The MEP “water cluster”, which focuses in part on reducing nutrient and sediment run-off from agricultural lands, is concerned that poorly managed crop residue harvesting to produce biofuels could exacerbate water pollution. MEP is a statewide coalition of environmental and conservation groups counting over 70 groups as members. MEP, Friends of the Mississippi River, and others, have opposed the bill, and testified against it as recently as February 18.

Members of the Bioeconomy Coalition and the MEP Water Cluster have been involved in an active dialogue for the past year, since the concerns were first raised in the last legislative session. Discussions included environmental groups that have long been part of the Coalition, such as Conservation Minnesota, Dovetail Partners, and the Institute for Agriculture and Trade Policy, as well as other Coalition members and MEP members. Talks intensified over the past few weeks, with meetings nearly every day and proposals being bounced back and forth, finally culminating in an agreement.

As part of the agreement, the Coalition and MEP agree to support an amended bill. The agreement only impacts advanced biofuel projects utilizing crop residues. It does not impact advanced biofuel projects using wood, sugar, starch, or waste materials. It also does not impact renewable chemical or biomass thermal energy projects.

The elements of the agreement are as follows:

  • Any advanced biofuel project that uses crop residues like corn stover as a raw material must utilize increasing percentages of either perennial biomass (like switchgrass, miscanthus, or alfalfa) or biomass from cover crops (like winter rye). Any project receiving incentives must draw 10% of its feedstock from these sources in year one of its operation, 30% by year 3, and 50% by year five and beyond. The rest of the feedstock can include agricultural residues. The incentive program lasts for 10 years for an individual facility and the biomass requirements apply to the first year a facility will receive a payment, not the first year the program is authorized.
  • Adds additional specificity and stringency to a “responsible sourcing plan” requirement that would encourage responsible management of crop residues to avoid damage to soil and water quality.
  • Creates a new program that would help establish perennial crops on the landscape to help scale up this resource at commercial scale. The program would work similarly to other conservation programs that incentivize producers for the benefit these crops provide, but would encourage harvesting for bioenergy production. The working lands program is needed to provide certainty to industry that feedstock will be available to help meet the ambitious biomass requirements for the use of perennials and cover crops for cellulosic ethanol using crop residues.

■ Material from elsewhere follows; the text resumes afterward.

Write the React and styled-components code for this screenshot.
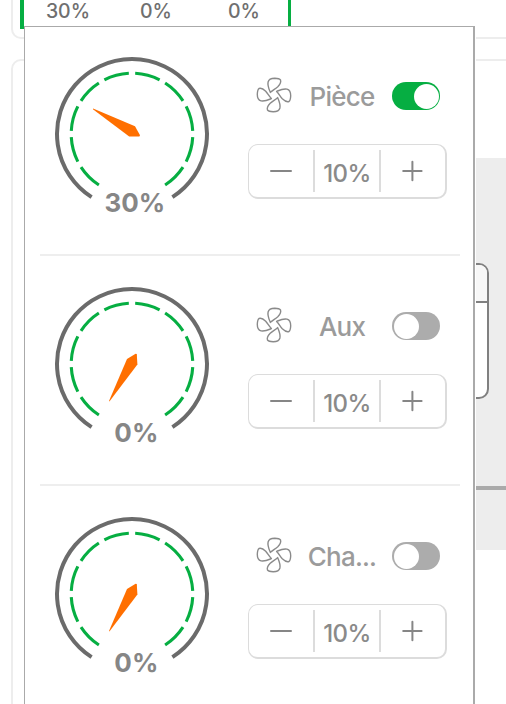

This deal is important for many reasons. The Coalition gains new supporters for our 3-year-long push to pass the Bioeconomy bill in Minnesota. Groups that want to see more perennial crops and cover crops on the landscape to improve soil health and water quality gain a new market-based approach to encourage that.  As we work to build a new industry in Minnesota, we can do so with the confidence that we are “doing it right”.

Finally, we believe this agreement is significant because it demonstrates that it is possible to have rural economic development and clean air and clean water. These are values broadly supported by Minnesotan’s from all walks of life and from all interest groups involved in this agreement. This bill shows that groups that don’t always agree – like agriculture and the environmental community – can work together and find things they agree on to help move our state forward.